Insoweit ist auch unerheblich, dass die Strafverfolgungsbehörden zum Zeitpunkt der Anordnung der strafprozessualen Maßnahmen angesichts der damaligen höchstrichterlichen Rechtsprechung möglicherweise noch davon ausgegangen sind, dass rechtsstaatswidrige Tatprovokationen im Wege der sog. "Strafzumessungslösung" kompensiert werden konnten und die Verurteilung des Angeklagten auch wegen der Tat 1 nach damaligen Maßstäben möglicherweise zu Recht erfolgt wäre. Gegenstand des Entschädigungsverfahrens nach dem StrEG ist es nicht, die Anordnung einzelner Strafverfolgungsmaßnahmen ex ante auf ihre damalige Rechtmäßigkeit hin zu überprüfen. Vielmehr handelt es sich bei dem Entschädigungsanspruch nach dem StrEG seiner Rechtsnatur nach um einen Aufopferungsanspruch, der allein voraussetzt, dass der Betroffene — ex post betrachtet — ein von ihm nicht veranlasstes Sonderopfer erbracht hat (Schmitt, in: Meyer-Goßner/Schmitt, StPO, 64. Aufl., Vorbem. zum StrEG Rn. 1). Dies ist angesichts der erlittenen Maßnahmen, welche aufgrund der rechtsstaatswidrigen Tatprovokation nicht hätten erfolgen dürfen, hier der Fall.

Schließlich steht auch § 6 Abs. 1 Nr. 2 StrEG einem Entschädigungsanspruch des Angeklagten nicht entgegen. Bei diesem Versagungstatbestand kann die Entschädigung zwar ganz oder teilweise versagt werden, wenn der Angeklagte wegen einer Straftat nur deshalb nicht verurteilt oder das Verfahren gegen ihn eingestellt worden ist, weil ein Verfahrenshindernis bestand. Voraussetzung hierfür ist allerdings, dass die Schuld des Angeklagten gerichtlich festgestellt worden ist (Schmitt, in: Meyer-Goßner/Schmitt, StPO, 64. Aufl., § 6 StrEG Rn. 7). Daran fehlt es vorliegend.
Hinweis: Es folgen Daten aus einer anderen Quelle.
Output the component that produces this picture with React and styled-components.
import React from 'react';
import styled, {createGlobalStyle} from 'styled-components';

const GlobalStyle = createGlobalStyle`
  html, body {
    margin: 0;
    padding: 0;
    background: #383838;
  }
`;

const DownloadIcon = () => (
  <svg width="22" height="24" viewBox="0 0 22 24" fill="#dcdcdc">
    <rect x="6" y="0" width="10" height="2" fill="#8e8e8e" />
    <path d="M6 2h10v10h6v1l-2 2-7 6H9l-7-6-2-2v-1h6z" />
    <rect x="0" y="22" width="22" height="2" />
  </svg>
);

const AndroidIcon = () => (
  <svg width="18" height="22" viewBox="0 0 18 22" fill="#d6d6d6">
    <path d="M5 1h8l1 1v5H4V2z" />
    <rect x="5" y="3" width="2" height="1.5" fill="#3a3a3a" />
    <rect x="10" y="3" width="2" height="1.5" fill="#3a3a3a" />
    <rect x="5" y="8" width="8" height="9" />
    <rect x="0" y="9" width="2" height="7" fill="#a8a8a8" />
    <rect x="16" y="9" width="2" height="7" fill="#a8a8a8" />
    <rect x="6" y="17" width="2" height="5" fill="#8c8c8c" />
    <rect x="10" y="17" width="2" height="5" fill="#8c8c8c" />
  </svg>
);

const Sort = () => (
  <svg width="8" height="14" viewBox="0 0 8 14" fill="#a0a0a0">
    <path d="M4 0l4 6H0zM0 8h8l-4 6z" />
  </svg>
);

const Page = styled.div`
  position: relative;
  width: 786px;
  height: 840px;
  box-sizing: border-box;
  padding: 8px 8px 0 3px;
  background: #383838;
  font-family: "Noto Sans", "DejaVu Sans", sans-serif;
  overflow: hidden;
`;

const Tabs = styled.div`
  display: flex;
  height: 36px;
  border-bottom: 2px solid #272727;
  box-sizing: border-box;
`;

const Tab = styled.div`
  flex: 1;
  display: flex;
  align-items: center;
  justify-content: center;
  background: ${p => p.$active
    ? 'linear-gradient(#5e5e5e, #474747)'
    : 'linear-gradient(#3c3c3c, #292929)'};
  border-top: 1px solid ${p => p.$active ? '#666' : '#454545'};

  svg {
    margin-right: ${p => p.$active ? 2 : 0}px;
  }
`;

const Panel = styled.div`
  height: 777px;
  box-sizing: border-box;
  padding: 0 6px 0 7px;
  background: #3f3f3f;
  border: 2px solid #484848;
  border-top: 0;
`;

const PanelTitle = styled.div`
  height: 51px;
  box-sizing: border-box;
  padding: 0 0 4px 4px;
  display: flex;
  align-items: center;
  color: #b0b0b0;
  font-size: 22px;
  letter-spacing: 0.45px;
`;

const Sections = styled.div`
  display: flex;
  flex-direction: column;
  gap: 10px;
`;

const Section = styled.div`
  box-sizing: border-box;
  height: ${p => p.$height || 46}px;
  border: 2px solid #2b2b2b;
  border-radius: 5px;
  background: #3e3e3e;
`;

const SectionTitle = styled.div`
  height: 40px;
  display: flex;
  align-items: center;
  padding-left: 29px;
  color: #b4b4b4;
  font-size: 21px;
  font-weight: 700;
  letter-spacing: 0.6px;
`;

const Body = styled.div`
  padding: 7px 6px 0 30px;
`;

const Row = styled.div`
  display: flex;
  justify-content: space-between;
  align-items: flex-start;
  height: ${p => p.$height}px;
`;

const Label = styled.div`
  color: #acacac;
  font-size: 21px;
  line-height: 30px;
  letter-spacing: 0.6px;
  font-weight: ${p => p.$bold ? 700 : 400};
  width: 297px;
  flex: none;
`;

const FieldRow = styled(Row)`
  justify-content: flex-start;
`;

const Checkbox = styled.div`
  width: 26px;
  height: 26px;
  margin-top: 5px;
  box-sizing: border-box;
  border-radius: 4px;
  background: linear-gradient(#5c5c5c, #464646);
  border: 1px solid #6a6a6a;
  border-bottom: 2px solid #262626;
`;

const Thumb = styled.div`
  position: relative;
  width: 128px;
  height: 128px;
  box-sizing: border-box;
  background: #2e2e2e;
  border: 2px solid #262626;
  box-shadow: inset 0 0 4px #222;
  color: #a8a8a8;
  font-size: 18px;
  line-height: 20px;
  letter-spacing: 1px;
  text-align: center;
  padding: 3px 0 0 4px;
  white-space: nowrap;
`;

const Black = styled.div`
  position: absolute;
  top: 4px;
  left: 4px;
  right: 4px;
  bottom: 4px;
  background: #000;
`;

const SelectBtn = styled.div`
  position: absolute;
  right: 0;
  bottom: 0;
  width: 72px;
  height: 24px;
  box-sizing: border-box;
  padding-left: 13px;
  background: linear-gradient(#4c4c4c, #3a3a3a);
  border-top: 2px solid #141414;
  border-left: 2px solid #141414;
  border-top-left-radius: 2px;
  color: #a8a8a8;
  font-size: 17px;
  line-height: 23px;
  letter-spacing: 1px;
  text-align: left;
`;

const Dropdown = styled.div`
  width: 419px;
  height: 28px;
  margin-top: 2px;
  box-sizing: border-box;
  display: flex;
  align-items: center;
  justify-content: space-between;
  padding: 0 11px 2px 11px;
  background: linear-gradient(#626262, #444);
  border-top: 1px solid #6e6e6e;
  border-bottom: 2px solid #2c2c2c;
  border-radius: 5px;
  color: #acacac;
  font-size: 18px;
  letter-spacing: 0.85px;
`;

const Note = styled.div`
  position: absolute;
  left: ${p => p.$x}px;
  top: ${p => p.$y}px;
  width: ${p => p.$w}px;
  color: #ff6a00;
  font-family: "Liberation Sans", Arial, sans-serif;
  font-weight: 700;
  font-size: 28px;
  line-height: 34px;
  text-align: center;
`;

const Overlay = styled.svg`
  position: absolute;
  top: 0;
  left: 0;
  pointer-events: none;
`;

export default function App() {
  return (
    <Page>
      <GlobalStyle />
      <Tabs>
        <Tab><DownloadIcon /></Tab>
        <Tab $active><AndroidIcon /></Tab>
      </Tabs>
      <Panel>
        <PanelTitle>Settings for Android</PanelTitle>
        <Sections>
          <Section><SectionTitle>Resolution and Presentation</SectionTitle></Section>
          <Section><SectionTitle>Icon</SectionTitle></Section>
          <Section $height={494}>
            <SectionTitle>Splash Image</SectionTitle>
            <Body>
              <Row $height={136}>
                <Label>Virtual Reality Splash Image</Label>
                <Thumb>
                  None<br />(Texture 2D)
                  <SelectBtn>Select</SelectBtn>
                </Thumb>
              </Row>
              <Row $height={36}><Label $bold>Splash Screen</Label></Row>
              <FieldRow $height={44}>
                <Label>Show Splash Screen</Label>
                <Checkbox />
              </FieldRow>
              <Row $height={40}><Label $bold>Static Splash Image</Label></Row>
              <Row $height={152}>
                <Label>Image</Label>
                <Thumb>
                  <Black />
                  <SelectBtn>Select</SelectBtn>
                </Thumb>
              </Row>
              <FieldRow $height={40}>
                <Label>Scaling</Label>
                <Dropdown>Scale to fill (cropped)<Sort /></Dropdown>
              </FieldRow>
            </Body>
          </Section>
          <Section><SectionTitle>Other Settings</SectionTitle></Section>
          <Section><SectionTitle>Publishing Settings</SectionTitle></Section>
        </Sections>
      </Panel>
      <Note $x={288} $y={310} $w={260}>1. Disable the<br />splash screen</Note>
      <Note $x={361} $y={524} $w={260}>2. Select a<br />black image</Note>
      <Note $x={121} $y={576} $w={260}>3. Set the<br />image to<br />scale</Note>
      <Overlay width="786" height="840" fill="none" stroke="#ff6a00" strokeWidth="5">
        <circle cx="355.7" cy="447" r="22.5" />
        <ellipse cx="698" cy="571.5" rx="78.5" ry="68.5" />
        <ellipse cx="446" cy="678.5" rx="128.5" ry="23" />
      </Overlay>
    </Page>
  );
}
Die Annahme eines Verfahrenshindernisses hat unter anderem zur Folge, dass alle als Ergebnis der rechtsstaatswidrigen Provokation gewonnenen Beweismittel nicht mehr zulasten des Angeklagten verwertet werden dürfen. Damit ist die Schuld des Angeklagten im Hinblick auf die Tat 1 gerade nicht festgestellt.
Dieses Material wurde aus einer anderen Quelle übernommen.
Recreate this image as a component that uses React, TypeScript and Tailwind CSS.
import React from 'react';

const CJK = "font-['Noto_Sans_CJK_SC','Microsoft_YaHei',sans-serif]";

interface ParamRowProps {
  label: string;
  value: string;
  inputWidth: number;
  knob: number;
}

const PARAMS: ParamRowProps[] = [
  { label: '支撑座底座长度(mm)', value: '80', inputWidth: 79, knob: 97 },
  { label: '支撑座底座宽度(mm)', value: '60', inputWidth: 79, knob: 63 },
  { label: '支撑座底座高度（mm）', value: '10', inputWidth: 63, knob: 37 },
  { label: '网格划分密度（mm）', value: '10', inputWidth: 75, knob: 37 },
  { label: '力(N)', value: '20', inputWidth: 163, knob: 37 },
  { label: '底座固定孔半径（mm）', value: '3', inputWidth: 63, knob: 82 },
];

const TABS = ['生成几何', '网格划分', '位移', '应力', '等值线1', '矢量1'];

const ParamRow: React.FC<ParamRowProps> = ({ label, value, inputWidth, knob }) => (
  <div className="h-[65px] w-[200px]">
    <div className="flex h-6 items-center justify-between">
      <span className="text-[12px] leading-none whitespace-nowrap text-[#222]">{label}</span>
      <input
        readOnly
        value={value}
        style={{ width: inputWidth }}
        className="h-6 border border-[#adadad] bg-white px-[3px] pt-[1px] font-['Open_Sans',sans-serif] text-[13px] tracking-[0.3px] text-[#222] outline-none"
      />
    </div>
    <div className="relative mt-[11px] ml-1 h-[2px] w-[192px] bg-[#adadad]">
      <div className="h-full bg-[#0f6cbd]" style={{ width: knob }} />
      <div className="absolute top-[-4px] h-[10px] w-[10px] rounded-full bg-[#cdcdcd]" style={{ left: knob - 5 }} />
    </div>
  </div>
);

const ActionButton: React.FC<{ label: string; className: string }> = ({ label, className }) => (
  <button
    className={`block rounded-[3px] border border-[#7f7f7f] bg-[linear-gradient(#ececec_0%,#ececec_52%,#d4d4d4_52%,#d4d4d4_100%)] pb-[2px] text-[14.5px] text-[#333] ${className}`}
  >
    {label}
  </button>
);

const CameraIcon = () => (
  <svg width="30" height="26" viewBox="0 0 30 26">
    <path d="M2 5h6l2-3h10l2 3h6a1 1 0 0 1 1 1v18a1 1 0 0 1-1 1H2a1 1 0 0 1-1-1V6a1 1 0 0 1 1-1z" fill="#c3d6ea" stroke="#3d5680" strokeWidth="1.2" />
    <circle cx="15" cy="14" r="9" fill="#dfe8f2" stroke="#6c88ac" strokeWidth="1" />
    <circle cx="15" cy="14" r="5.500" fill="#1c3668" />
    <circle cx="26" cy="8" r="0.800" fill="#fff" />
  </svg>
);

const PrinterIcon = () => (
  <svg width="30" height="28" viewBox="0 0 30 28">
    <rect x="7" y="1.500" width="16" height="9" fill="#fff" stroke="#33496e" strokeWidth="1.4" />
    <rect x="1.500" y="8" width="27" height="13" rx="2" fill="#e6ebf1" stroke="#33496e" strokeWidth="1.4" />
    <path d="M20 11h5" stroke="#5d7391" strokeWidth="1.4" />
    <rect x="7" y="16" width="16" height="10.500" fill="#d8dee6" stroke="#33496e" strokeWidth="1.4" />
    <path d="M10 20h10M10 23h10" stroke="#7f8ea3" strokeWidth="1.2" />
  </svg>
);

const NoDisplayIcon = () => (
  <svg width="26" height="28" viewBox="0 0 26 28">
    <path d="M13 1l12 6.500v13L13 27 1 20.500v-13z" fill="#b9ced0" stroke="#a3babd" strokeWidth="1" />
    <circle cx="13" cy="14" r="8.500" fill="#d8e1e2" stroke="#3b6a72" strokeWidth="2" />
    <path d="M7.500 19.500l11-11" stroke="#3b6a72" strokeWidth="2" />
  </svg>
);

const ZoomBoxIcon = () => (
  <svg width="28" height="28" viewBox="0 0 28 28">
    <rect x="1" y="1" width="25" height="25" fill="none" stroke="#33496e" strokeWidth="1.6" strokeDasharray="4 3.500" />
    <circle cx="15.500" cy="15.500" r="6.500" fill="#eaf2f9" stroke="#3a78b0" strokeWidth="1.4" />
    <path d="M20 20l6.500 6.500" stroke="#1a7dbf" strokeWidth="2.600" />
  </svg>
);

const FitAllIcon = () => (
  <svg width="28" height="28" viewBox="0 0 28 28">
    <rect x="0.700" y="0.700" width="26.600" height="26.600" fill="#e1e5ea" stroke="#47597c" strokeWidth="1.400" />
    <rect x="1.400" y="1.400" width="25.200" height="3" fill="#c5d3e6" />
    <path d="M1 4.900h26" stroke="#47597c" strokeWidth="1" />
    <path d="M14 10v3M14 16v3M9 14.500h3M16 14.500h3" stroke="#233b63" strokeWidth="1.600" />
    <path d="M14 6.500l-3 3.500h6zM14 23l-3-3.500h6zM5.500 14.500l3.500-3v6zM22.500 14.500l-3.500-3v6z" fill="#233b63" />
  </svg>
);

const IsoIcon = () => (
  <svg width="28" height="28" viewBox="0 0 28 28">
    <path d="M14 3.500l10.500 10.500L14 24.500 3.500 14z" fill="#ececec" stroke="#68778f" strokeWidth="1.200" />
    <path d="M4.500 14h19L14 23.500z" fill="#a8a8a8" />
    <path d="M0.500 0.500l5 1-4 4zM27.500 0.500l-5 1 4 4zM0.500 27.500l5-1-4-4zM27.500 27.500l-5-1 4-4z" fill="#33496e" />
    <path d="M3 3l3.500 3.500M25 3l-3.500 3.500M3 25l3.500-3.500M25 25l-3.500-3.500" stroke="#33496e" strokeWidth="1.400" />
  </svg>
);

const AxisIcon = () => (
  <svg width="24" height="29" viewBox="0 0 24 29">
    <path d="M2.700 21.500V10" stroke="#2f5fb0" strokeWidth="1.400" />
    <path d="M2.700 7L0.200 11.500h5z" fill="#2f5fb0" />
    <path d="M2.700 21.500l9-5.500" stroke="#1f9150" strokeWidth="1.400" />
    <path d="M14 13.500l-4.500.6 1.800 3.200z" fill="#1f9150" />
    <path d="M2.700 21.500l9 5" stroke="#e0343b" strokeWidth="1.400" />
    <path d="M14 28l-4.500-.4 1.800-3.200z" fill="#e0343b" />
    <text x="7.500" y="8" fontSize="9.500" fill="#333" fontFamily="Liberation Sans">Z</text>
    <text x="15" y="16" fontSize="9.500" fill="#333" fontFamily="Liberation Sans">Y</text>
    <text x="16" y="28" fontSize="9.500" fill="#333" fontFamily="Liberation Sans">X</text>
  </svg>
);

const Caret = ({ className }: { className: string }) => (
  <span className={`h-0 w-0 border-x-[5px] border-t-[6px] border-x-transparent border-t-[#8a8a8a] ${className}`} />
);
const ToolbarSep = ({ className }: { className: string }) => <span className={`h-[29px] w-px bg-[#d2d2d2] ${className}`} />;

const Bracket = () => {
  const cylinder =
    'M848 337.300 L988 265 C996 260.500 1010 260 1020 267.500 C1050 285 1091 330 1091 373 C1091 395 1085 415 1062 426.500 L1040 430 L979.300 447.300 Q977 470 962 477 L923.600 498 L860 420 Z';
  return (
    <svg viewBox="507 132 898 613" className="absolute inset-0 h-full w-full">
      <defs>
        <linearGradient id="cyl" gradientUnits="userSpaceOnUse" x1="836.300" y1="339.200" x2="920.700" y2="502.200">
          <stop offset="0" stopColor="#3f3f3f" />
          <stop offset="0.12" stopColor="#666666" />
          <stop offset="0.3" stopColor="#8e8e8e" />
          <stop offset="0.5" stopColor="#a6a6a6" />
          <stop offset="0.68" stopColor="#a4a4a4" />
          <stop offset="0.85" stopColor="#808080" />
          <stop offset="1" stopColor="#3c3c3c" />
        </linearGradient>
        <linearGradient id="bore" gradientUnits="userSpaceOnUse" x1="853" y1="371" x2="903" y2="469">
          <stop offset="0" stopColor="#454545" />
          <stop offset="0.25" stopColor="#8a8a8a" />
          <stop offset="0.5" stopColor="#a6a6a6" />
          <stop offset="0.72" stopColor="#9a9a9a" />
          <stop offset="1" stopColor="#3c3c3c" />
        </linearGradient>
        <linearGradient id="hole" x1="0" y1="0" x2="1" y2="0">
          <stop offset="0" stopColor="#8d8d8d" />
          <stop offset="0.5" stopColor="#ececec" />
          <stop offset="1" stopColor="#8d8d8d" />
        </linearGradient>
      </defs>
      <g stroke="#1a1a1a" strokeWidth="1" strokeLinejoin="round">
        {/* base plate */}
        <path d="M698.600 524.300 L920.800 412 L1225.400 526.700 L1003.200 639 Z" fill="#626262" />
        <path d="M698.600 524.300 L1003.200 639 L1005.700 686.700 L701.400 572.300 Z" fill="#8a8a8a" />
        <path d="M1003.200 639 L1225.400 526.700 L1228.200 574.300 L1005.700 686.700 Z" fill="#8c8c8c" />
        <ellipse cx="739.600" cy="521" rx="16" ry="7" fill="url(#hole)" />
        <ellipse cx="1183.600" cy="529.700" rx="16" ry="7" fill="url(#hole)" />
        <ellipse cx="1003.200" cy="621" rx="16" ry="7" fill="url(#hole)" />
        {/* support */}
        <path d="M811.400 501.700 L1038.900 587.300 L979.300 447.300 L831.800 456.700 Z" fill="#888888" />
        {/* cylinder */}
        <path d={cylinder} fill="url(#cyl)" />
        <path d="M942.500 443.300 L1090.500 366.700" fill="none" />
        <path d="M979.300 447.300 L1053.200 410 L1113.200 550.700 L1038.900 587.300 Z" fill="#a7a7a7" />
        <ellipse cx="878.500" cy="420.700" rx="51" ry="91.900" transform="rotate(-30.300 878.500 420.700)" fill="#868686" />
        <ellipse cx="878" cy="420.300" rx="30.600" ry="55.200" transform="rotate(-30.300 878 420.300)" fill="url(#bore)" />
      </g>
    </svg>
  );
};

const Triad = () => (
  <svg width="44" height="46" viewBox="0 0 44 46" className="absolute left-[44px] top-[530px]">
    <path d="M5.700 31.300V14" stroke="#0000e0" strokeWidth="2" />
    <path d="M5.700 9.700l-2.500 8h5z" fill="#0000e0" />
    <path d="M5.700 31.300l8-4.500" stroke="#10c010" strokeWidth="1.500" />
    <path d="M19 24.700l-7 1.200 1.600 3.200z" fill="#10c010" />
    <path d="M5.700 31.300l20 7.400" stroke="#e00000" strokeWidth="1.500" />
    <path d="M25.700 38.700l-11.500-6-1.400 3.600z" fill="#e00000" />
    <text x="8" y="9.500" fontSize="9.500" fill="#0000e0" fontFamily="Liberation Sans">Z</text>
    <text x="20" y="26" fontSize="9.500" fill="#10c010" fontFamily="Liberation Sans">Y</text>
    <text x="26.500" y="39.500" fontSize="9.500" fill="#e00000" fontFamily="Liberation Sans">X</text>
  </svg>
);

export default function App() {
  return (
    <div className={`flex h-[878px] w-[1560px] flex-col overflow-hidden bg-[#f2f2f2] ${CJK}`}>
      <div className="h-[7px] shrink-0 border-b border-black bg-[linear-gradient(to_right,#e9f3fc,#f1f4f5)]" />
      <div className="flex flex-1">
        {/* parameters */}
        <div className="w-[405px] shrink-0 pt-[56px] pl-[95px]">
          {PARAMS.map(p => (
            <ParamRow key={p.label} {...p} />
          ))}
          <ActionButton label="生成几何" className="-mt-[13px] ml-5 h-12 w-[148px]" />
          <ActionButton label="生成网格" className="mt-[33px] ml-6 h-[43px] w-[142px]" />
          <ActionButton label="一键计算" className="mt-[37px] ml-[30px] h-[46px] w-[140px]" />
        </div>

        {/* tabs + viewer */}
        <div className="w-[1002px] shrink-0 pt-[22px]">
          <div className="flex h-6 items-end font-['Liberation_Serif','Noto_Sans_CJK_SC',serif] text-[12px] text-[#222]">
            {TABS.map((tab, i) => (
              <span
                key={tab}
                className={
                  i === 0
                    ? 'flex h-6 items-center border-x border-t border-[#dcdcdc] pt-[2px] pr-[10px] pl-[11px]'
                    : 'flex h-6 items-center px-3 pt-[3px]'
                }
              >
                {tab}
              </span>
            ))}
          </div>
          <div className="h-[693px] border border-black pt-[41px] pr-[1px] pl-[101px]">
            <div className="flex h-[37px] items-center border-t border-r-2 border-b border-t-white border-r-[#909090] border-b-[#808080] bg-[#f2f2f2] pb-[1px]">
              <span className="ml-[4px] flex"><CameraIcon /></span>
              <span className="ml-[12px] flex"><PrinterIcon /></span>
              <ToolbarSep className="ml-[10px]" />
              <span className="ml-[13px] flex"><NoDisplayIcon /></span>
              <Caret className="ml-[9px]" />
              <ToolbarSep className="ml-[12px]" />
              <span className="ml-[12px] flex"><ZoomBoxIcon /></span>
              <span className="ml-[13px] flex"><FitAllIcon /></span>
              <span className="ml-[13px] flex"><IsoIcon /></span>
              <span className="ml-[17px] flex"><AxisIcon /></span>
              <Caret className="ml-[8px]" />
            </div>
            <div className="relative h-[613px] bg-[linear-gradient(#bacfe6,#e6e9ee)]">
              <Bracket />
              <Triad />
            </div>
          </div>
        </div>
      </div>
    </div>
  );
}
Im Hinblick auf den Umfang der Entschädigungspflicht ist § 51 Abs. 1 S. 1 StGB zu berücksichtigen. Danach wird Untersuchungshaft, die ein Verurteilter aus Anlass einer Tat erlitten hat, die Gegenstand des Verfahrens ist oder gewesen ist, auf die verhängte Freiheits- oder Geldstrafe angerechnet. Dabei ist nicht erforderlich, dass die Strafe allein wegen der Tat oder zumindest auch wegen der Tat verhängt worden ist, derentwegen sich der Verurteilte in Untersuchungshaft befunden hat. Vielmehr ist es bei erlittener Untersuchungshaft nach dem Grundsatz der Verfahrensidentität ausreichend, wenn die Freiheitsentziehung aus Anlass einer Tat erfolgt ist, die Gegenstand des Verfahrens ist oder war. Das Verfahren muss sich während irgendeiner Phase auch auf eine Tat bezogen haben, die zumindest einer der Anlässe der Freiheitsentziehung war. So genügt insbesondere die gemeinsame Aburteilung, auch bei Freispruch oder — wie vorliegend — Einstellung hinsichtlich der Tat, die zur Untersuchungshaft führte (Fischer, StGB, 69. Aufl., § 51 Rn. 6 m. w. N.).

Danach ist die vom Angeklagten in der Zeit vom 20.05.2021 bis zum 28.06.2021 erlittene Untersuchungshaft nach § 51 Abs. 1 S. 1 StGB auf die verhängte Geldstrafe von 60 Tagessätzen anzurechnen. Von der Möglichkeit, das Unterbleiben der Anrechnung nach § 51 Abs. 1 S. 2 StGB anzuordnen, hat die Kammer keinen Gebrauch gemacht.